Cerner les liens entre pratiques d’achats et environnements alimentaires

Le mouvement de reterritorialisation amène de nouvelles interfaces entre habitants et alimentation. Quel en est l’impact en termes de changement de pratiques de consommation alimentaire ? Qu’il s’agisse des outils numériques (etiquettable, yuka…), des commerces ou des jardins familiaux, il se dégage une évolution, avérée ou à informer, en termes de sensibilisation, d’outils d’aide à la décision, d’acquisition de savoirs, de processus d’apprentissage, de routinisation des changements. L’enjeu transversal est de voir la consommation comme un pouvoir d’agir et d’en connaître les leviers.
Les travaux de l’anthropologie classique, notamment ceux de Levi-strauss qui affirmait que « pour qu’un produit soit bon à manger il faut qu’il soit bon à penser », gagneront à être ré-explorés sous cet angle.

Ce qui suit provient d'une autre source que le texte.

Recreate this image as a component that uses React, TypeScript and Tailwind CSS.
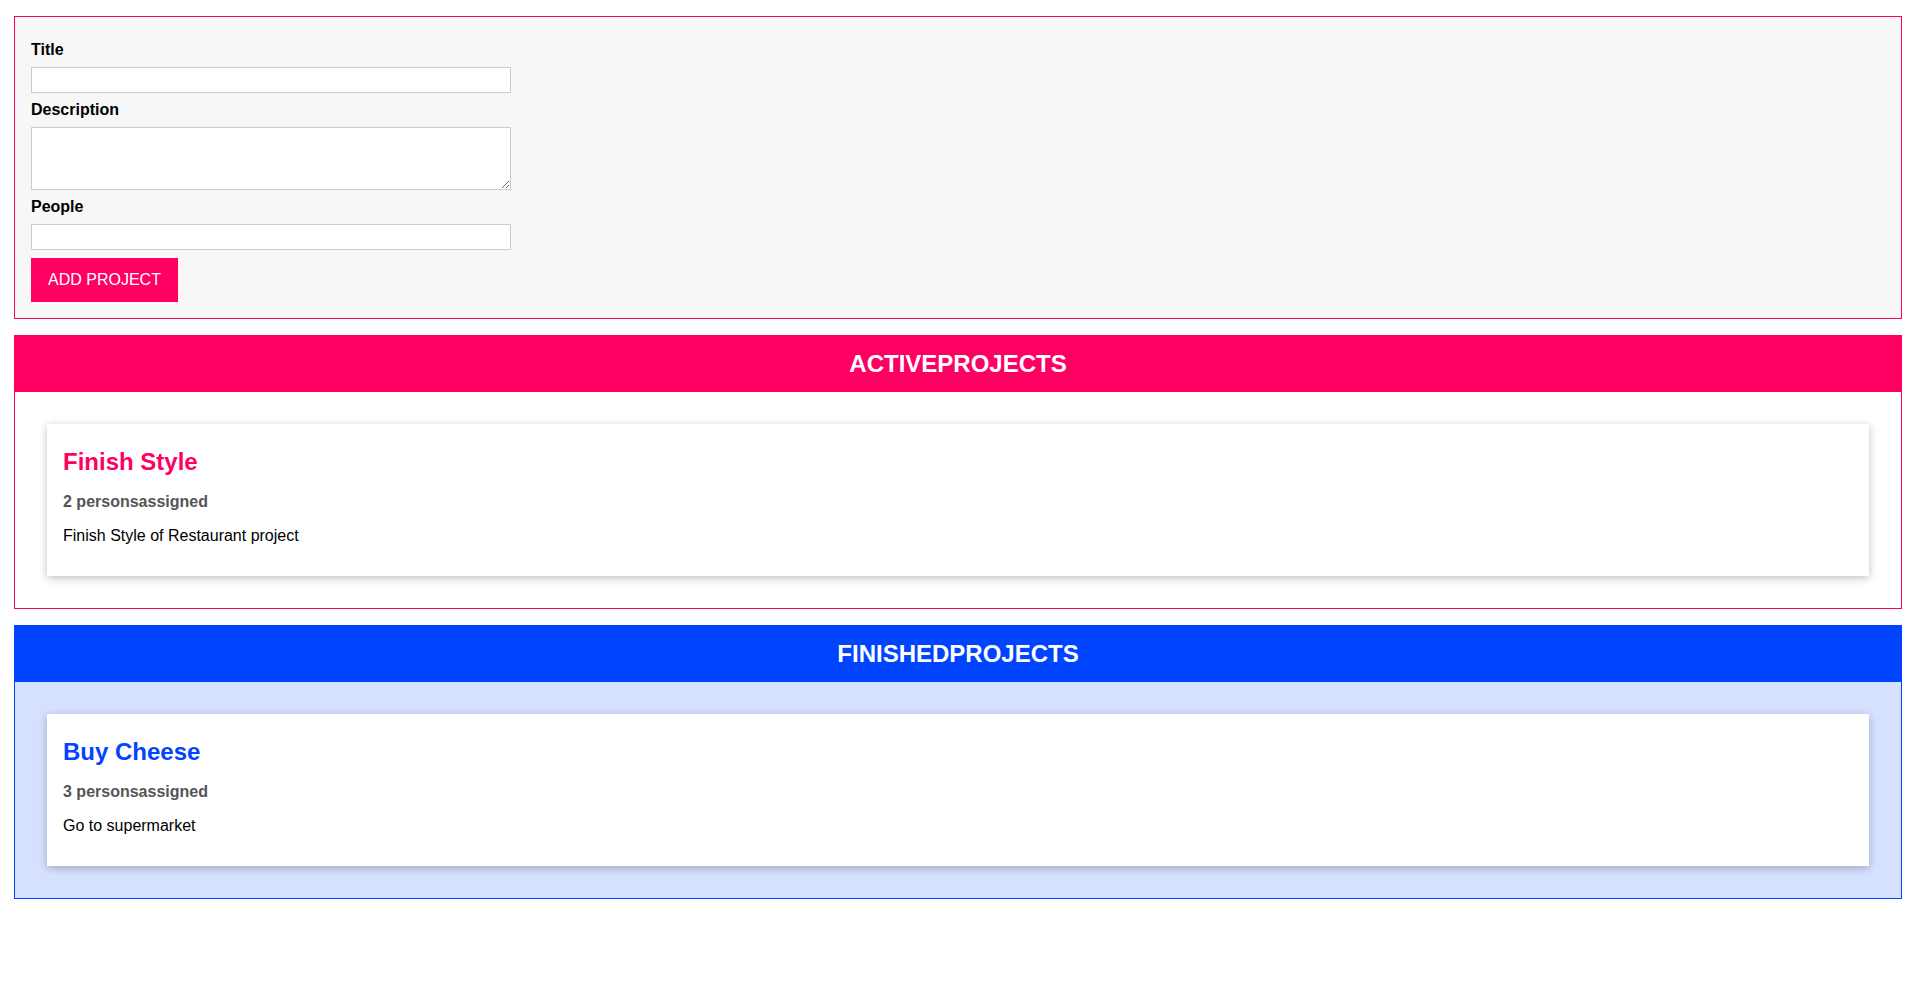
import React from "react";

function Section({
  title,
  variant,
  project,
}: {
  title: string;
  variant: "active" | "finished";
  project: { title: string; people: number; description: string };
}) {
  const active = variant === "active";
  return (
    <section
      className={
        active
          ? "ml-[14px] mr-[15px] mt-[16px] border border-[#ff0062] bg-white"
          : "ml-[14px] mr-[15px] mt-[16px] border border-[#0044ff] bg-[#d6e0ff]"
      }
    >
      <header
        className={
          active
            ? "h-[56px] flex items-center justify-center bg-[#ff0062]"
            : "h-[56px] flex items-center justify-center bg-[#0044ff]"
        }
      >
        <h2 className="text-white text-[24px] leading-[28px] font-bold">{title}</h2>
      </header>
      <div className="p-[32px]">
        <div className="bg-white shadow-[0_2px_8px_rgba(0,0,0,0.26)] pt-[24px] pb-[31px] px-[16px]">
          <h2
            className={
              active
                ? "text-[24px] leading-[28px] font-bold text-[#ff0062]"
                : "text-[24px] leading-[28px] font-bold text-[#0044ff]"
            }
          >
            {project.title}
          </h2>
          <h3 className="mt-[17px] text-[16px] leading-[18px] font-bold text-[#555555]">
            {project.people} personsassigned
          </h3>
          <p className="mt-[16px] text-[16px] leading-[18px] text-black">{project.description}</p>
        </div>
      </div>
    </section>
  );
}

export default function App() {
  return (
    <div className="min-h-[1007px] bg-white pt-[16px] font-['Liberation_Sans',Arial,sans-serif]">
      <form
        className="ml-[14px] mr-[15px] border border-[#ff0062] bg-[#f7f7f7] pt-[23px] pb-[16px] pl-[16px]"
        onSubmit={(e) => e.preventDefault()}
      >
        <label className="block font-bold text-[16px] leading-[20px] text-black mb-[7px]">
          Title
        </label>
        <input
          type="text"
          className="block w-[480px] h-[26px] border border-[#cccccc] bg-white"
        />
        <label className="block mt-[7px] font-bold text-[16px] leading-[20px] text-black mb-[7px]">
          Description
        </label>
        <textarea className="block w-[480px] h-[63px] border border-[#cccccc] bg-white" />
        <label className="block mt-[7px] font-bold text-[16px] leading-[20px] text-black mb-[7px]">
          People
        </label>
        <input
          type="number"
          className="block w-[480px] h-[26px] border border-[#cccccc] bg-white"
        />
        <button
          type="submit"
          className="mt-[8px] h-[44px] px-[17px] bg-[#ff0062] text-white text-[16px] leading-[20px]"
        >
          ADD PROJECT
        </button>
      </form>
      <Section
        title="ACTIVEPROJECTS"
        variant="active"
        project={{ title: "Finish Style", people: 2, description: "Finish Style of Restaurant project" }}
      />
      <Section
        title="FINISHEDPROJECTS"
        variant="finished"
        project={{ title: "Buy Cheese", people: 3, description: "Go to supermarket" }}
      />
    </div>
  );
}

Points de conclusion/ouverture

Deux points clés à noter comme points de vigilance et réflexion :

  • Quelles sont les nouvelles inégalités autour de ce mouvement de reterritorialisation ? De nouvelles zones d’inégalités à l’échelle des territoires où des concurrences peuvent se développer entre spécialisations et capacités de productions alimentaires, mais aussi entre citoyens, peuvent se développer : 11 % de la population française est en insécurité alimentaire pour des raisons économiques. Quel est leur accès à cette dynamique en cours ?
  • Comment tracer un chemin de transition viable et avéré dans une évolution en pleine expérimentation et diversification ? Cette dynamique est difficile à saisir du fait de la volonté inhérente à ses acteurs d’échapper aux standardisations. Avec un manque de diffusion des résultats validés des recherches et des travaux en cours, il est important pour les opérateurs de rester vigilants et de ne pas se suffire d’intuitions reposants sur des mythes tenaces : le croisement du slogan « small is beautiful » avec le « think global act local » aboutit à « local and small is beautiful », mais « beautifull » pour qui et sur quels aspects ? Sociaux, environnementaux, économiques ? Chercheurs, opérateurs et accompagnateurs ont intérêt à travailler ensemble dans ce mouvement en élaboration.